As usual, Kya Kool Hain Hum is going to appeal to the fun-starved audiences who have been regulars of other cliché-ridden attempts at humor. As unusual, Kya Kool Hain Hum belongs to neither a regular nor a clichéd genre.
The story is of Rahul and Karan, who share a lot in common. They share a flat which is not theirs anymore, they share a lust to be rich, and they share an urge to eradicate their sexual depravity.
Together they formulate their own flowcharts to abundance. Karan targets marrying anything on 2 legs with a huge... well, bank balance for one, while Rahul, marrying a girl with a particular brand of beauty spot on her body.
In the meantime, they continue to be forced-virgins, wallowing in a pathetic existence, the extent of which can be gauged by the fact that Karen cooks up delicious tales of his sexual encounters, while Rahul feasts on the narrations.
Karen's sex life is booming - he gets a one-night stay at the police lockup, spends another night being shocked in his bathtub by a girl thrusting live electrodes in the water, and is bashed up during numerous other random attempts at mating.
Rahul judiciously follows all and any body with a swell spot. His travails take him to the doorstep of becoming a serial rapist and a serious killer. A couple of dead bodies land up, but still fail to detract the duo from their chosen paths - to have your guts split with laughter.

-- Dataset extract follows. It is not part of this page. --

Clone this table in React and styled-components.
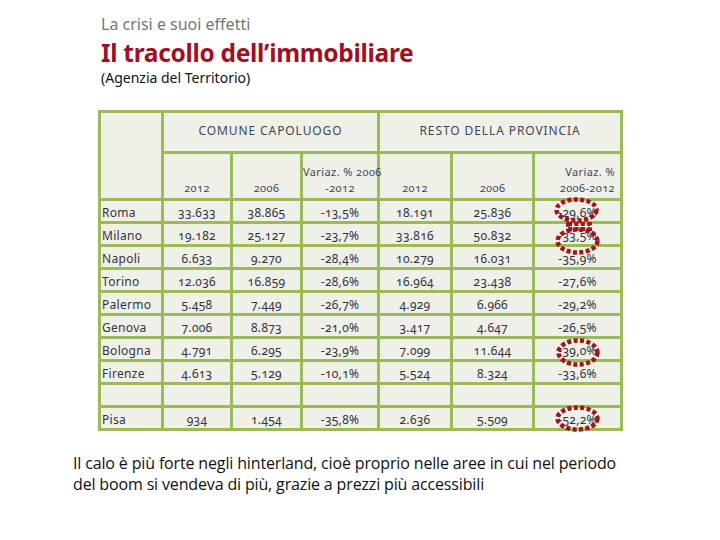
import styled, { createGlobalStyle } from "styled-components";

const GlobalStyle = createGlobalStyle`
  html, body {
    margin: 0;
    padding: 0;
    background: #ffffff;
  }
  body {
    font-family: "Open Sans", "Noto Sans", sans-serif;
  }
`;

const Page = styled.div`
  width: 720px;
  height: 540px;
  padding-top: 14px;
  box-sizing: border-box;
  overflow: hidden;
`;

const Heading = styled.div`
  padding-left: 101px;
`;

const Kicker = styled.div`
  font-size: 16px;
  line-height: 20px;
  color: #767676;
  font-family: "Noto Sans", sans-serif;
`;

const Title = styled.h1`
  margin: 4px 0 0;
  font-size: 24.5px;
  line-height: 30px;
  font-weight: 700;
  color: #a30f1e;
  font-family: "Noto Sans", sans-serif;
  letter-spacing: -0.3px;
`;

const Source = styled.div`
  margin-top: 1px;
  font-size: 14px;
  line-height: 18px;
  color: #111;
  font-family: "Noto Sans", sans-serif;
`;

const Table = styled.table`
  margin: 23px 0 0 98px;
  width: 523px;
  table-layout: fixed;
  border-collapse: collapse;
  background: #eff1e8;
  font-family: "Noto Sans", sans-serif;
  font-variant-numeric: oldstyle-nums;
  font-size: 12px;
  letter-spacing: 0.3px;
  color: #333344;
  border: 3px solid #9bbb59;
`;

const Cell = styled.td`
  position: relative;
  border: 3px solid #9bbb59;
  padding: 0 1px;
  height: 20px;
  line-height: 16px;
  vertical-align: bottom;
  text-align: ${(p) => p.$align || "center"};
  white-space: nowrap;
`;

const Group = styled.th`
  border: 3px solid #9bbb59;
  height: 34px;
  font-weight: 400;
  font-size: 12px;
  color: #44445a;
  padding: 0 0 4px;
  letter-spacing: 0.9px;
`;

const Sub = styled.th`
  border: 3px solid #9bbb59;
  height: 42px;
  font-weight: 400;
  font-size: 11px;
  color: #44445a;
  vertical-align: bottom;
  text-align: ${(p) => p.$align || "center"};
  padding: 0 ${(p) => p.$pr || 0}px 2px 0;
  line-height: 16px;
  letter-spacing: 0.4px;
  white-space: nowrap;
`;

const Overlay = styled.svg`
  position: absolute;
  left: 50%;
  top: 50%;
  margin-left: ${(p) => -p.width / 2 + (p.$dx || 0)}px;
  margin-top: ${(p) => -p.height / 2 + (p.$dy || 0)}px;
  overflow: visible;
  pointer-events: none;
  z-index: 2;
`;

const Ring = ({ w, h, dx, dy }) => (
  <Overlay width={w} height={h} $dx={dx} $dy={dy}>
    <ellipse
      cx={w / 2}
      cy={h / 2}
      rx={w / 2 - 2.5}
      ry={h / 2 - 2.5}
      fill="none"
      stroke="#a0151f"
      strokeWidth="4.5"
      strokeDasharray="4 2.4"
    />
  </Overlay>
);

const Bridge = ({ dy }) => (
  <Overlay width={26} height={9} $dx={1} $dy={dy}>
    <rect
      x="2"
      y="2"
      width="22"
      height="5"
      fill="none"
      stroke="#a0151f"
      strokeWidth="4"
      strokeDasharray="4 2.4"
    />
  </Overlay>
);

const Note = styled.p`
  margin: 22px 0 0 73px;
  font-size: 16px;
  line-height: 21px;
  color: #111;
  font-family: "Open Sans", sans-serif;
  letter-spacing: -0.15px;
`;

const rows = [
  ["Roma", "33.633", "38.865", "-13,5%", "18.191", "25.836", "-29,6%", { w: 45, h: 26, dx: -1, dy: -1 }],
  ["Milano", "19.182", "25.127", "-23,7%", "33.816", "50.832", "-33,5%", { w: 45, h: 28, dx: 0, dy: 7, bridge: -8 }],
  ["Napoli", "6.633", "9.270", "-28,4%", "10.279", "16.031", "-35,9%"],
  ["Torino", "12.036", "16.859", "-28,6%", "16.964", "23.438", "-27,6%"],
  ["Palermo", "5.458", "7.449", "-26,7%", "4.929", "6.966", "-29,2%"],
  ["Genova", "7.006", "8.873", "-21,0%", "3.417", "4.647", "-26,5%"],
  ["Bologna", "4.791", "6.295", "-23,9%", "7.099", "11.644", "-39,0%", { w: 44, h: 29, dx: 0, dy: 3 }],
  ["Firenze", "4.613", "5.129", "-10,1%", "5.524", "8.324", "-33,6%"],
  null,
  ["Pisa", "934", "1.454", "-35,8%", "2.636", "5.509", "-52,2%", { w: 45, h: 27, dx: 0, dy: 0 }],
];

const widths = [63, 69, 70, 77, 73, 82, 88];

function DataRow({ r }) {
  if (!r) {
    return (
      <tr>
        {widths.map((w, i) => (
          <Cell key={i} />
        ))}
      </tr>
    );
  }
  const ring = r[7];
  return (
    <tr>
      <Cell $align="left">{r[0]}</Cell>
      <Cell>{r[1]}</Cell>
      <Cell>{r[2]}</Cell>
      <Cell>{r[3]}</Cell>
      <Cell>{r[4]}</Cell>
      <Cell>{r[5]}</Cell>
      <Cell>
        {r[6]}
        {ring && <Ring w={ring.w} h={ring.h} dx={ring.dx} dy={ring.dy} />}
        {ring && ring.bridge && <Bridge dy={ring.bridge} />}
      </Cell>
    </tr>
  );
}

export default function App() {
  return (
    <Page>
      <GlobalStyle />
      <Heading>
        <Kicker>La crisi e suoi effetti</Kicker>
        <Title>Il tracollo dell’immobiliare</Title>
        <Source>(Agenzia del Territorio)</Source>
      </Heading>
      <Table>
        <colgroup>
          {widths.map((w, i) => (
            <col key={i} style={{ width: w }} />
          ))}
        </colgroup>
        <thead>
          <tr>
            <Group rowSpan={2} />
            <Group colSpan={3}>COMUNE CAPOLUOGO</Group>
            <Group colSpan={3}>RESTO DELLA PROVINCIA</Group>
          </tr>
          <tr>
            <Sub>2012</Sub>
            <Sub>2006</Sub>
            <Sub>
              Variaz. % 2006
              <br />
              -2012
            </Sub>
            <Sub>2012</Sub>
            <Sub>2006</Sub>
            <Sub $align="right" $pr={5}>
              Variaz. %
              <br />
              2006-2012
            </Sub>
          </tr>
        </thead>
        <tbody>
          {rows.map((r, i) => (
            <DataRow key={i} r={r} />
          ))}
        </tbody>
      </Table>
      <Note>
        Il calo è più forte negli hinterland, cioè proprio nelle aree in cui nel periodo
        <br />
        del boom si vendeva di più, grazie a prezzi più accessibili
      </Note>
    </Page>
  );
}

Rahul becomes a prime suspect because he cannot wait to douse the fire in his pants, caused privately by an errant cigarette butt, but requiring quenching on the spot. He is also caught on a bench, rubbing against a cat, apparently the wrong way.
Crime expert Psychologist Screwala (Anupam Kher) thinks all this to be a ball game. With his sick-male-sexist-fantasy theory, Screwala sports the capacity to give even Freud some heartfelt jitters - not that Freud would have disapproved.

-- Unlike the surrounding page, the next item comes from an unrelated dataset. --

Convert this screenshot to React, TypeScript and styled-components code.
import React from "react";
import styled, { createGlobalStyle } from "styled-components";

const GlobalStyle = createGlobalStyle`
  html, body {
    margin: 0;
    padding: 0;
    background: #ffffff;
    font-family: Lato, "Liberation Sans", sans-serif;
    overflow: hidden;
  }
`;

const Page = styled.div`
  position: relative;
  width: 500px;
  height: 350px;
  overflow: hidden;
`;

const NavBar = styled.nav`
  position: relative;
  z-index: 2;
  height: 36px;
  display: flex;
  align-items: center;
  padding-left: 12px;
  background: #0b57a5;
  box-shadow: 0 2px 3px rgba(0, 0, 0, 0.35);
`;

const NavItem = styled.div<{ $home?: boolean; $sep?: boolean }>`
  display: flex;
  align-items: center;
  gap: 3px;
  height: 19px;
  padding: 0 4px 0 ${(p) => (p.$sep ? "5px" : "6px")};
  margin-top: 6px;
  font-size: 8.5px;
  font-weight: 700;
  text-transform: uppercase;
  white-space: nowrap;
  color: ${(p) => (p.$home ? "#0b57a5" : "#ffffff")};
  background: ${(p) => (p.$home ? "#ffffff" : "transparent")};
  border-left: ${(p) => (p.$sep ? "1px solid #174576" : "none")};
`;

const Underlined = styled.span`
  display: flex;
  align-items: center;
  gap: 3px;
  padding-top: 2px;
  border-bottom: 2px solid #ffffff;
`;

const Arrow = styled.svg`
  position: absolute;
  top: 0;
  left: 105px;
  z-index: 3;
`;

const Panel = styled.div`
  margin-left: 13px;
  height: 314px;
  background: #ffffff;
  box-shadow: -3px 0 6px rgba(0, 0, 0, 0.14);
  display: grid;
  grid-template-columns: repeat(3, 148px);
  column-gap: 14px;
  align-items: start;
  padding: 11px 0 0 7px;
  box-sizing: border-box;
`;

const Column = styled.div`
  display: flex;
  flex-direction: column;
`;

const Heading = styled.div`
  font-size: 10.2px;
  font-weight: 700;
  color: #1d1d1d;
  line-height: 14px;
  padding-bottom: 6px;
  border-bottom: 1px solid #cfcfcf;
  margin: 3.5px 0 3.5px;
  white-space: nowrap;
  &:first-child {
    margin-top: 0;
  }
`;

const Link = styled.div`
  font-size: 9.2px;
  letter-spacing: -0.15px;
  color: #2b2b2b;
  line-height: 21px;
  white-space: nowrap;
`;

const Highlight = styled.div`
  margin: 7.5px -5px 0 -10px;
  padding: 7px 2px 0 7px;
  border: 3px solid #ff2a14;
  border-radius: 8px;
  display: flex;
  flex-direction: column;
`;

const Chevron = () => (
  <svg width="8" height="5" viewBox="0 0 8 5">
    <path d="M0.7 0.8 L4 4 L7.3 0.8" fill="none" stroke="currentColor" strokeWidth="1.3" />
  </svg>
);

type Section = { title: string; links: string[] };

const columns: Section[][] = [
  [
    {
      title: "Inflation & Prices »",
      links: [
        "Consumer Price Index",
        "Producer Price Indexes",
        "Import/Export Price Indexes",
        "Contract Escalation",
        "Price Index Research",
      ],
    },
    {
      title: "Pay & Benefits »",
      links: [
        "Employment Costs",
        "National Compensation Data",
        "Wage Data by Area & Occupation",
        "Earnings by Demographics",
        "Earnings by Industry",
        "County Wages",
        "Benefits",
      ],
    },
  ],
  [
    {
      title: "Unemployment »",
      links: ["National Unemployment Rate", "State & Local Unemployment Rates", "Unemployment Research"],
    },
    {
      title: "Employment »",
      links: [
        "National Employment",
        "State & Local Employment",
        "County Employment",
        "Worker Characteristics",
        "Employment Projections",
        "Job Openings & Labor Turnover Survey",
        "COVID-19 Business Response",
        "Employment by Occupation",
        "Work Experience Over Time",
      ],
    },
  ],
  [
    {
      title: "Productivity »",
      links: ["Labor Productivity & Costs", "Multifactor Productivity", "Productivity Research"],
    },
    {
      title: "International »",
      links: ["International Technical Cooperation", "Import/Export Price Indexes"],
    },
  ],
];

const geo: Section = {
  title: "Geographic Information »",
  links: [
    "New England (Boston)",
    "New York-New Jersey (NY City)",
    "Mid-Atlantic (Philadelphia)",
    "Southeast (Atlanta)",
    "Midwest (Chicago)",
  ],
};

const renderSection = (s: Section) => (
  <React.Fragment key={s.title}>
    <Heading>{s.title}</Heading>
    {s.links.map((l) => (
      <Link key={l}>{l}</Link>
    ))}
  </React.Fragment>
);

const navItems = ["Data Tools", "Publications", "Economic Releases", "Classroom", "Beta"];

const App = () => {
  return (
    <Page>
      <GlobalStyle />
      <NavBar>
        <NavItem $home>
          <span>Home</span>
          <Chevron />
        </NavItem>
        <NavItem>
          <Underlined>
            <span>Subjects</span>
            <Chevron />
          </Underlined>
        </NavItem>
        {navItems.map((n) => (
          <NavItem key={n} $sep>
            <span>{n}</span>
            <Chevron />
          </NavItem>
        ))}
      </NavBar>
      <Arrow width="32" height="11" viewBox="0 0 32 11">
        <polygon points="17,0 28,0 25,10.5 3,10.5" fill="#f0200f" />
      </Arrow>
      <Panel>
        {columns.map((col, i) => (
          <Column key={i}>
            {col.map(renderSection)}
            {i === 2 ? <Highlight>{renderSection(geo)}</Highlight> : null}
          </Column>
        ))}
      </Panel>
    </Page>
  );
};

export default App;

Screwala's 'Operation Fail' uses Urmila Martodkar (Isha Koppikar) as the decoy to trap the killer. The lady cop is turned, with some drastic overhauling efforts, into a lady, and then into a catch. Either Isha never watched any of the cop movies, or she never wanted to act in one - otherwise she would have known that officers, even the crowing ones, don't swing their bodies to express their on-duty machismo; and the female ones never do.
Urmila's best attempts to seduce Rahul into action, fail. The gung-ho rapist can't respond to even the most untying-the-back-strap invitations by her. On the other hand, Karan falls innocuously in love with Kiran, who is not Neha Dhupia, but unknowingly to Karan, her brother. Both Rahul and Karan think that they are on their way to the climax of their dreams, when things get fizzed out.
The first half of the movie is absolutely hilarious - it's not just a collection of embarrassing sexist jokes, but also a collection of embarrassing sexist jokes on males. It's refreshing to watch Ritesh in a role that is fitted out for him. Neha Dhupia is short on dialogues and clothes, the latter compensating the former.
Tusshar's name doesn't start with a K, so that may be his excuse. Isha Koppikar can act better than Tusshar, which does not say much about her skills. In spite of these minor glitches, Kya Cool Hain Hum is a winner.